Counting down the days until I leave for Canada. At the present time, I am at ten days. Just ten measly days until I set out on a new adventure. I’ll see Ottawa, Montreal, Quebec City, parts of Novia Scotia, and I’ll be popping over to Sussex, New Brunswick, to visit one very tall friend with one very sweet girlfriend. And with two strapping young Canadian gents to keep me company all the while.
It’s slightly frustrating when the best two weeks of your life linger only one week and three days ahead. It’s just a feeling I have in the warmest part of my heart. The part that tells me this is long overdue. And while I’m surrounded by voices (mostly belonging to me) reminding me of every worry, concern, and doubt that exists in life… There is comfort in the unknown. Like God bumping my shoulder and asking, “Remember that little thing I taught you called ‘faith’?”
So here I go. Plunging into dark waters. Rather, I feel as though I’ve plunged into way too much paint. It seems as though the orange and blue never wash off. I’ve been painting so much… I keep hoping, praying, that people will like my work and realize they cannot live without it and simply must buy more, more, more. Desperation seems a daily emotion for me. Nothing so bad to complain about, but enough to motivate me to just keep painting, just keep painting… Painting. Painting. Paint.
I’ve been painting so much that for the last week or more, I have neglected playing my guitar. But tonight, Amy asked if I would play some of her favourite tunes. When someone actually makes requests, I cannot deny them. For their asking is the purest form of flattery a musician can receive. So I played and played and got lost in lyrics I didn’t know were inside of me…

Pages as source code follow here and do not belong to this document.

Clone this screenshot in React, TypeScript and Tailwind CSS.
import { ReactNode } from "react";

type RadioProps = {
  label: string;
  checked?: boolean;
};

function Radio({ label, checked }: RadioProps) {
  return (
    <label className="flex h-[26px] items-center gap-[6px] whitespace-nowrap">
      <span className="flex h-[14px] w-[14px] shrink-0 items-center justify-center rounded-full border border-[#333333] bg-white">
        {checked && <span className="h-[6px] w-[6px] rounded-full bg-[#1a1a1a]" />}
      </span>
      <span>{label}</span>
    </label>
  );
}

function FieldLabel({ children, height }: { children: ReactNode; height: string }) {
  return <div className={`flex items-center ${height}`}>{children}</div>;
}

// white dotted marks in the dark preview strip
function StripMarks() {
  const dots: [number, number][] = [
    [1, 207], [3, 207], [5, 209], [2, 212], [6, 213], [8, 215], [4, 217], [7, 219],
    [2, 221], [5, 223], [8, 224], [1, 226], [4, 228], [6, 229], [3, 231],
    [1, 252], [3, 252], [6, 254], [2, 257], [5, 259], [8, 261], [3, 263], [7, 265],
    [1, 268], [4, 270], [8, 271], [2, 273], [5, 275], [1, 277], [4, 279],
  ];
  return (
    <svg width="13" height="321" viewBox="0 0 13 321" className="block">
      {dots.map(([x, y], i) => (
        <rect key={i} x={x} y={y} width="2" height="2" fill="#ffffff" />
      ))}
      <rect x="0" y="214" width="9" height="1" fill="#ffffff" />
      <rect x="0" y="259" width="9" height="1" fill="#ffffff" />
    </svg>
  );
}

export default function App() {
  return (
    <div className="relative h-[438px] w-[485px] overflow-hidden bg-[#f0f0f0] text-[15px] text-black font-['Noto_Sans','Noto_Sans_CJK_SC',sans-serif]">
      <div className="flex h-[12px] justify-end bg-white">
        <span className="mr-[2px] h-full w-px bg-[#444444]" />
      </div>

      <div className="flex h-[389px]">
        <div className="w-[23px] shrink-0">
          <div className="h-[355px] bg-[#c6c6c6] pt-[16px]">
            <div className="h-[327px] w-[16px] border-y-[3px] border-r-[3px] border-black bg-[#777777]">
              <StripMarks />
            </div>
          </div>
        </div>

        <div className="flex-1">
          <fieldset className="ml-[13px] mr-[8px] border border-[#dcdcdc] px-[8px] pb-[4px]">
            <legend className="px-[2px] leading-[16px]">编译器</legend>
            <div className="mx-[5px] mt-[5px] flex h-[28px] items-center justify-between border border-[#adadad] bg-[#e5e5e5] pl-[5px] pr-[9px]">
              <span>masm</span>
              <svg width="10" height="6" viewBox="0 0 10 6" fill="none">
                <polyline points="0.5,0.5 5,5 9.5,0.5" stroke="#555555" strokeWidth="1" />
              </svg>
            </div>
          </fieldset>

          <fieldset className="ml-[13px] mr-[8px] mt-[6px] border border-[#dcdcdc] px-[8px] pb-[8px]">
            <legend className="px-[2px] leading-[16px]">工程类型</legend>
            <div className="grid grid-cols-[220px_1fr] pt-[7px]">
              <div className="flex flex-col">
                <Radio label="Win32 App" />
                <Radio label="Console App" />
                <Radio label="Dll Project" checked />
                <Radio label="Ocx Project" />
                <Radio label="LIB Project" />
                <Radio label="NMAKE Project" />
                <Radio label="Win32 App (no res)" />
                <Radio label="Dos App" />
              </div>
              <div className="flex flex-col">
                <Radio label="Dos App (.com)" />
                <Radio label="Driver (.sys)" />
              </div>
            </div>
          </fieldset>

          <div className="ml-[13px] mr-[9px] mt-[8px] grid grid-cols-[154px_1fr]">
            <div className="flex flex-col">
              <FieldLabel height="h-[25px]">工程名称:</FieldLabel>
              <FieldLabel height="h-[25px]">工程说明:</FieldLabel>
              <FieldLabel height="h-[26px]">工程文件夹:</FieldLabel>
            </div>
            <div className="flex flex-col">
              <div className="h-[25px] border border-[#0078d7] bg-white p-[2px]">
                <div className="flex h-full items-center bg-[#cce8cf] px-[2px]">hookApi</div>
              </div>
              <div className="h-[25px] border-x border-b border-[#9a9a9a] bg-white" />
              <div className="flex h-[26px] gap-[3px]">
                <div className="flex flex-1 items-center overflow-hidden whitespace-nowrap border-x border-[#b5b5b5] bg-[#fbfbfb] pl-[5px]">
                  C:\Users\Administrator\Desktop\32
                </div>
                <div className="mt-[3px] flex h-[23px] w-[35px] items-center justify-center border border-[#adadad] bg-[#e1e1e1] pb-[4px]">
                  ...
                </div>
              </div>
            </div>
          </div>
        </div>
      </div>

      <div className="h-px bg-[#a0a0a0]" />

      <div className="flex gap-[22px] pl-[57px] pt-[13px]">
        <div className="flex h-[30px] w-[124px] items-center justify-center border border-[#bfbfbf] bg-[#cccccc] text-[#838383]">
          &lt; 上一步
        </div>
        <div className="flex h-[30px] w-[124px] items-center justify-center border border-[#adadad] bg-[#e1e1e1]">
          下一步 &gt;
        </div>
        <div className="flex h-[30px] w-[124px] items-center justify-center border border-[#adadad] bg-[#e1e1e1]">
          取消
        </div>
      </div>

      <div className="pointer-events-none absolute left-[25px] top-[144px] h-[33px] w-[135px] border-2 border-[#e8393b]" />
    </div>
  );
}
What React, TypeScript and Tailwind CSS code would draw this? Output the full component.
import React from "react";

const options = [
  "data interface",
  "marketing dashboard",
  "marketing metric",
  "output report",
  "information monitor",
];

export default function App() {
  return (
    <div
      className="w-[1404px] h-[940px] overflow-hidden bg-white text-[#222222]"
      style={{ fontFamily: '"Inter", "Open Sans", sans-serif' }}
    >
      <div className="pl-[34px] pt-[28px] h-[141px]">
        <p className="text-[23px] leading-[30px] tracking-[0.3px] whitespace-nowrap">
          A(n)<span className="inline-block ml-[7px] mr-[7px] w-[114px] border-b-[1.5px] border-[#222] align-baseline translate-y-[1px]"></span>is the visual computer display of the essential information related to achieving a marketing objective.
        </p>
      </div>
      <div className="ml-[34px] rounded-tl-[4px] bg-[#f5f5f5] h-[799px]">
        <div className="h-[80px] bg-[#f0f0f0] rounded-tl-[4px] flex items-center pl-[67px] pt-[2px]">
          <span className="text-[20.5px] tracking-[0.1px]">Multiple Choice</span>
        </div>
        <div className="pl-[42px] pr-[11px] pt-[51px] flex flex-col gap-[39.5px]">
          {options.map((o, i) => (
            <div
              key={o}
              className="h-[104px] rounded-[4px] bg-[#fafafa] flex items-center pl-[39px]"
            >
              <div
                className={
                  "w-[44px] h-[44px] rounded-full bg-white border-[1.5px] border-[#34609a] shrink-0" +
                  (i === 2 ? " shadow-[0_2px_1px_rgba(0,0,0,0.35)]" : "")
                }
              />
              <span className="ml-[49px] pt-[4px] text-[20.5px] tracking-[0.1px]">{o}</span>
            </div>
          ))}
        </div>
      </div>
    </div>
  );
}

People tell me I can be whatever I want to be
But all I want to be is the girl by your side
Everyone says I can choose to do what I want
But all I want is to want you forever
But people don’t know how far I’d go
To prove that love is real
The world can’t catch me, that I know
I’m a secret you can’t steal
People think I was meant for certain things
The truth is, I was only meant for you
They scoff and ignore all my wildest dreams
Only because they’ve never dreamt before
Nothing seems to slow me down. Except for perhaps, a chick-flick and a couple of cookies. Other than that, I don’t ever stop. Even as I sit here, I’m thinking about all the the things I can do tomorrow. What I will do. What I must do. Sometimes, I feel as though responsibility gets in the way of my ambitions. I suppose that’s the way it’s got to be for now. One day, when I am financially adequate, my responsibilities will be my ambitions, and in that way, they won’t really feel like responsibilities anymore. Just another fun day in the life of one who’s living.